Costantini tem outra prática que o diferencia da maior parte dos colecionadores latino-americanos. Apesar de a reportagem ter insistido para fazer esta entrevista em sua casa, onde pensou estar outras joias raras, ele assegura que todas as obras mais caras estão no Malba. É um admirador do modelo americano, baseado no que chama de responsabilidade social da iniciativa privada.

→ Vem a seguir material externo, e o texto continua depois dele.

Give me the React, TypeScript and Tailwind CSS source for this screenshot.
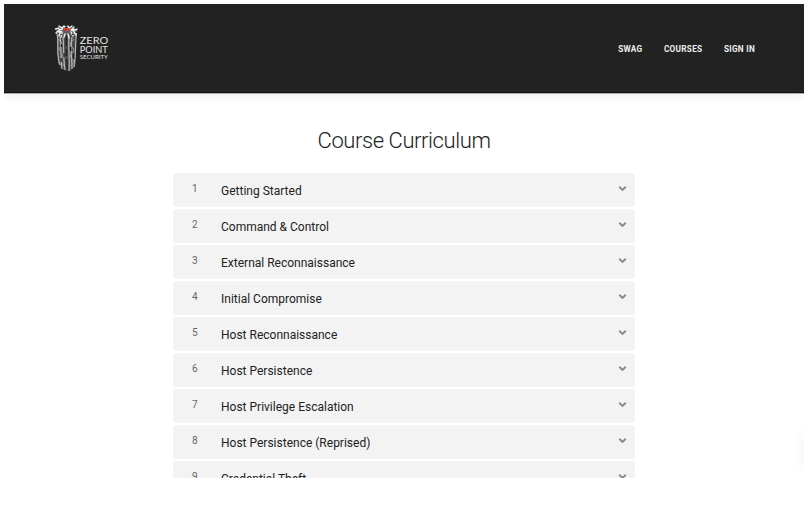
const lessons = [
  'Getting Started',
  'Command & Control',
  'External Reconnaissance',
  'Initial Compromise',
  'Host Reconnaissance',
  'Host Persistence',
  'Host Privilege Escalation',
  'Host Persistence (Reprised)',
  'Credential Theft',
];

function Logo() {
  return (
    <svg width="56" height="50" viewBox="0 0 56 50" aria-label="Zero Point Security">
      <path d="M3 10L22 10L22 30L20 44L15 47L9 46L5 40L3 26Z" fill="#4a4a4a" />
      <g fill="none" stroke="#b8b8b8" strokeWidth="1.2">
        <path d="M3 9C5 20 3 25 4 31C5 35 4 38 6 41M6 13C8 24 6 33 8 45M9 13C10 25 9 34 11 46M15 13C14 26 16 34 15 47M18 13C16 25 18 35 18 45M22.500 9C21 22 22 34 20 43" />
        <path d="M4 15l4 5-3 5 4 6-3 6 4 5M20 15l-4 5 4 6-4 6 4 5-3 5" strokeWidth="0.8" stroke="#aaa" />
      </g>
      <path d="M12.500 14v8M12.500 25v7M13 35v11M7.500 20v3M16.700 23v4M7 34v4M19.500 30v5M10 29v4" stroke="#222" strokeWidth="1.400" />
      <path d="M2 6L6 3L11 2L18 3L23 6L21 11L15 13L8 12L4 11Z" fill="#5c5c5c" />
      <g fill="none" stroke="#eee" strokeWidth="1.400" strokeLinecap="round">
        <path d="M1.500 5l3-1 1 2 3-1M5 2l3 2 2-2 2 2M14 2l1 2 3-2M20 3l-2 2 4 1 1-1M2 9l2-2 2 2-1 3M8 9l-1 4M11 10l-1 3M14 10l1 4M17 8l2 4M20 8l2 3M8 8l-3-1M17 6l3 1" />
      </g>
      <path d="M7 10.500h1M12.500 11v3M18 10.500h1M11 3.500h2" stroke="#222" strokeWidth="1.200" />
      <ellipse cx="12.800" cy="5.500" rx="3" ry="1.400" fill="#ef352c" />
      <g fill="#e4e4e4" fontFamily="Lato, sans-serif">
        <text x="25.800" y="19.800" fontSize="10" textLength="28.300" lengthAdjust="spacingAndGlyphs">ZERO</text>
        <text x="25.800" y="28.900" fontSize="9" textLength="28" lengthAdjust="spacingAndGlyphs">POINT</text>
        <text x="25.800" y="35.300" fontSize="5.900" textLength="28" lengthAdjust="spacingAndGlyphs">SECURITY</text>
      </g>
    </svg>
  );
}

function Chevron() {
  return (
    <svg className="mt-3 mr-2 h-[7px] w-[9px]" viewBox="0 0 9 7" fill="none" stroke="#8c8c8c" strokeWidth="2">
      <path d="M1.200 1.700L4.500 4.900L7.800 1.700" />
    </svg>
  );
}

export default function App() {
  return (
    <div className="h-[522px] w-[808px] overflow-hidden bg-white p-1 font-['Roboto',sans-serif]">
      <div className="h-[474px] w-[800px] overflow-hidden">
        <header className="flex h-[89px] items-start justify-between border-b border-[#101010] bg-[#222] pr-[49px] pl-[50px] shadow-[0_1px_0_#aaa,0_3px_12px_rgba(0,0,0,0.08)]">
          <div className="pt-5">
            <Logo />
          </div>
          <nav className="flex gap-[21.500px] pt-[38.500px] text-[8.200px] leading-[12px] font-bold tracking-[0.300px] text-[#eee]">
            <a>SWAG</a>
            <a>COURSES</a>
            <a>SIGN IN</a>
          </nav>
        </header>
        <main className="relative pt-[33px]">
          <h1 className="text-center text-[22px] leading-[30px] font-light tracking-[-0.420px] text-[#222]">Course Curriculum</h1>
          <ol className="mx-auto mt-[17px] flex w-[462px] flex-col gap-[1.700px]">
            {lessons.map((title, i) => (
              <li key={title} className="flex h-[34.300px] shrink-0 items-start rounded-[3px] bg-[#f3f3f3]">
                <span className="w-[48px] pt-[9px] pl-[19px] text-[10px] leading-[13px] text-[#666]">{i + 1}</span>
                <span className="flex-1 pt-[10px] text-[12px] leading-[17px] text-[#222]">{title}</span>
                <Chevron />
              </li>
            ))}
          </ol>
          <div className="absolute top-[336px] left-[803px] size-[42px] rounded-full bg-white shadow-[0_0_18px_rgba(0,0,0,0.120)]" />
        </main>
      </div>
    </div>
  );
}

“Nos Estados Unidos é quase obrigatório ajudar. O MoMa [Museu de Arte Moderna de Nova York] já ampliou seu prédio cinco vezes, com doações de várias partes. Já nós temos uma cultura mais latina, ficamos mais ‘enfrascados’ na família. Você cumpre com os termos sucessórios, se sente reconfortado, e a sociedade ganha menos peso.” No seu caso, são nada menos que sete filhos, 22 netos e quatro bisnetos.

Diz ter aprendido com a mãe, católica devota, e o pai, advogado e contador. Não foi deles, porém, que tirou o gosto pela arte, despertado fortuitamente quando o Eduardo de 22 anos foi comprar um sorvete perto de casa e deu de cara com uma tela do argentino Antonio Berni numa galeria. Na época só deu para comprar duas menores, parcelado.

Já em 2000, mandaria erguer o Malba no que é hoje uma das áreas mais valorizadas de Buenos Aires. Agora, constrói uma segunda sede a 45 quilômetros da capital, numa cidade inteiramente desenhada por sua empresa imobiliária Consultatio. Tudo parte de um consistente projeto de vida, que ele pretende garantir que perdure quando já não estiver mais aqui.

“A contradição do ser humano é que ele quer transcender, e isso nunca vai acontecer porque somos limitados. É preciso aceitar os recursos que temos e fazer o máximo para aplicá-los. O motor disso é o amor, o entusiasmo, o interesse, a curiosidade.” De fato, é preciso muito amor para sustentar o déficit de US$ 2 milhões, cerca de R$ 10 milhões, do museu todos os anos.